It's time for another trip around the solar system on the BIGGER and BETTER Science Weekly! 

In this episode of the Fun Kids Science Weekly, we continue our bigger and better podcast where we answer YOUR questions, have scientists battle it out for which science is the best & learn what makes us so impatient. 

Dan kicks off with the latest science news, starting with how Mount Vesuvius turned a Roman man's brain into glass. Next, we learn about the second-ever commercial spacecraft to land on the moon. Finally, TV presenter and author, Konnie Huq, joins Dan to discuss her new National Innovation Challenge, designed to inspire young people to think big and tackle pressing issues like climate change.

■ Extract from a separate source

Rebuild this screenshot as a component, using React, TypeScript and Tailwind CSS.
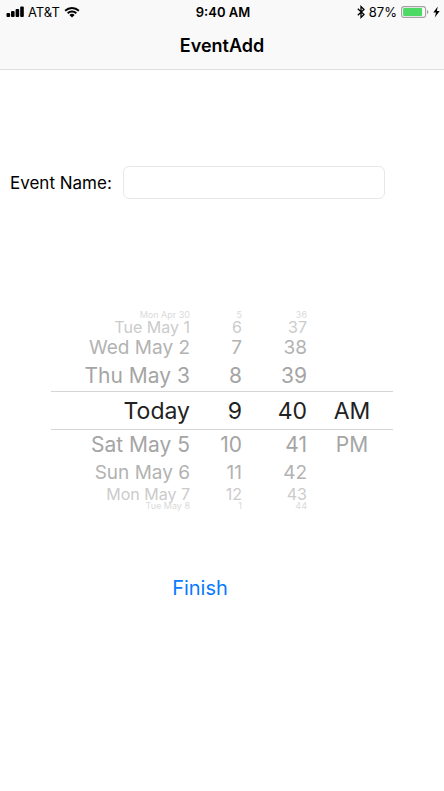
import React from "react";

const SLOTS = [
  "h-2 items-center text-[9px] leading-2 text-[#dadada]",
  "h-4 items-center text-base leading-4 text-[#cbcbcb]",
  "h-[26px] items-center text-[19px] leading-6 text-[#b2b2b2]",
  "h-[30px] items-center text-[21px] leading-7 text-[#a5a5a5]",
  "h-[39px] items-center border-y border-[#d5d5d5] text-[23px] leading-8 text-[#222222]",
  "h-[30px] items-center text-[21px] leading-7 text-[#a5a5a5]",
  "h-[26px] items-center text-[19px] leading-6 text-[#b2b2b2]",
  "h-4 items-center text-base leading-4 text-[#cbcbcb]",
  "h-2 items-center text-[9px] leading-2 text-[#dadada]",
];

type WheelProps = { name: string; align: string; values: string[] };

const WHEELS: WheelProps[] = [
  {
    name: "Date",
    align: "justify-end",
    values: ["Mon Apr 30", "Tue May 1", "Wed May 2", "Thu May 3", "Today", "Sat May 5", "Sun May 6", "Mon May 7", "Tue May 8"],
  },
  { name: "Hour", align: "justify-end", values: ["5", "6", "7", "8", "9", "10", "11", "12", "1"] },
  {
    name: "Minute",
    align: "justify-end",
    values: ["36", "37", "38", "39", "40", "41", "42", "43", "44"],
  },
  { name: "Period", align: "justify-center pl-1", values: ["", "", "", "", "AM", "PM", "", "", ""] },
];

function Wheel({ name, align, values }: WheelProps) {
  return (
    <div role="radiogroup" aria-label={name} className="min-w-0">
      {values.map((value, i) =>
        value ? (
          <label key={i} className={`relative flex whitespace-nowrap ${align} ${SLOTS[i]}`}>
            <input type="radio" name={name} value={value} defaultChecked={i === 4} className="sr-only" />
            <span>{value}</span>
          </label>
        ) : (
          <div key={i} className={SLOTS[i]} />
        ),
      )}
    </div>
  );
}

function StatusBar() {
  return (
    <div className="grid h-6 grid-cols-[1fr_auto_1fr] items-center pr-1 pl-1.5 text-[13px] leading-4">
      <div className="flex items-center gap-1">
        <svg width="18" height="12" viewBox="0 0 18 12" aria-label="Signal">
          <rect x="0.5" y="7" width="3.6" height="4" rx="0.9" />
          <rect x="5" y="5" width="3.6" height="6" rx="0.9" />
          <rect x="9.6" y="3" width="3.6" height="8" rx="0.9" />
          <rect x="14.2" y="0.5" width="3.6" height="10.5" rx="0.9" />
        </svg>
        <span>AT&amp;T</span>
        <svg width="16" height="12" viewBox="0 0 16 12" aria-label="Wi-Fi">
          <path d="M0.5 4.1a10.7 10.7 0 0 1 15 0l-1.3 1.4a8.8 8.8 0 0 0-12.4 0z" />
          <path d="M3 6.6a7.2 7.2 0 0 1 10 0l-1.4 1.4a5.2 5.2 0 0 0-7.2 0z" />
          <path d="M5.4 9a3.8 3.8 0 0 1 5.2 0L8 11.5z" />
        </svg>
      </div>
      <span className="font-semibold">9:40 AM</span>
      <div className="flex items-center justify-end">
        <svg width="8" height="14" viewBox="0 0 8 14" fill="none" stroke="black" strokeWidth="1.3" aria-label="Bluetooth">
          <path d="M0.8 3.8 7 9.6 4 12.4V1.6L7 4.4 0.8 10.2" />
        </svg>
        <span className="ml-1">87%</span>
        <svg width="28" height="12" viewBox="0 0 28 12" className="ml-1" aria-label="Battery">
          <rect x="0.6" y="0.6" width="24" height="10.8" rx="2.4" fill="none" stroke="#a3a3a3" strokeWidth="1.1" />
          <rect x="2.1" y="2" width="19" height="8" rx="1" fill="#4cd964" />
          <path d="M26 4c1.8.3 1.8 3.7 0 4z" fill="#a3a3a3" />
        </svg>
        <svg width="7" height="12" viewBox="0 0 7 12" className="ml-1" aria-label="Charging">
          <path d="M4.8 0.5 0.3 6.5H3L1.8 11.5 6.7 5H3.8z" />
        </svg>
      </div>
    </div>
  );
}

export default function App() {
  return (
    <div className="min-h-screen bg-white font-['Inter','Liberation_Sans',sans-serif] text-black">
      <header className="border-b border-[#dedede] bg-[#f9f9f9]">
        <StatusBar />
        <h1 className="h-[45px] pt-2 text-center text-lg leading-7 font-semibold">EventAdd</h1>
      </header>
      <main>
        <div className="mt-24 flex items-center pr-[59px] pl-2.5">
          <label htmlFor="event-name" className="w-[113px] shrink-0 text-[17px] leading-6 whitespace-nowrap">
            Event Name:
          </label>
          <input
            id="event-name"
            type="text"
            className="h-[33px] min-w-0 flex-1 rounded-md border border-[#e8e8e8] bg-white px-2 text-[17px] outline-none"
          />
        </div>
        <div className="mx-[51px] mt-28 grid grid-cols-[139fr_52fr_65fr_86fr]">
          {WHEELS.map((wheel) => (
            <Wheel key={wheel.name} {...wheel} />
          ))}
        </div>
        <div className="mt-16 flex justify-center pr-11">
          <button type="button" className="text-xl leading-7 text-[#0a7aff]">
            Finish
          </button>
        </div>
      </main>
    </div>
  );
}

We then answer your questions, Jack wants to know why the ocean is so salty? Professor Francisco Diego from UCL then answers Matty's question: Why does the moon have craters and how were they made?

Dangerous Dan continues, where we learn all about the Giant Cave Centipede!

Then, it’s time for Battle of the Sciences, behavioural scientist Professor Daniel Read from Warwick University reveals how evolution may have wired us for impatience...

What do we learn about?

·   How Mount Vesuvius turned a Roman man's brain into glass

·   An amazing new science competition launched by Konnie Huq 

·   Why the moon has so many craters 

·   The dangerous Giant Cave Centipede 

·    And in Battle of the Sciences, we uncover the secrets behind impatience!

All on this week's episode of Science Weekly!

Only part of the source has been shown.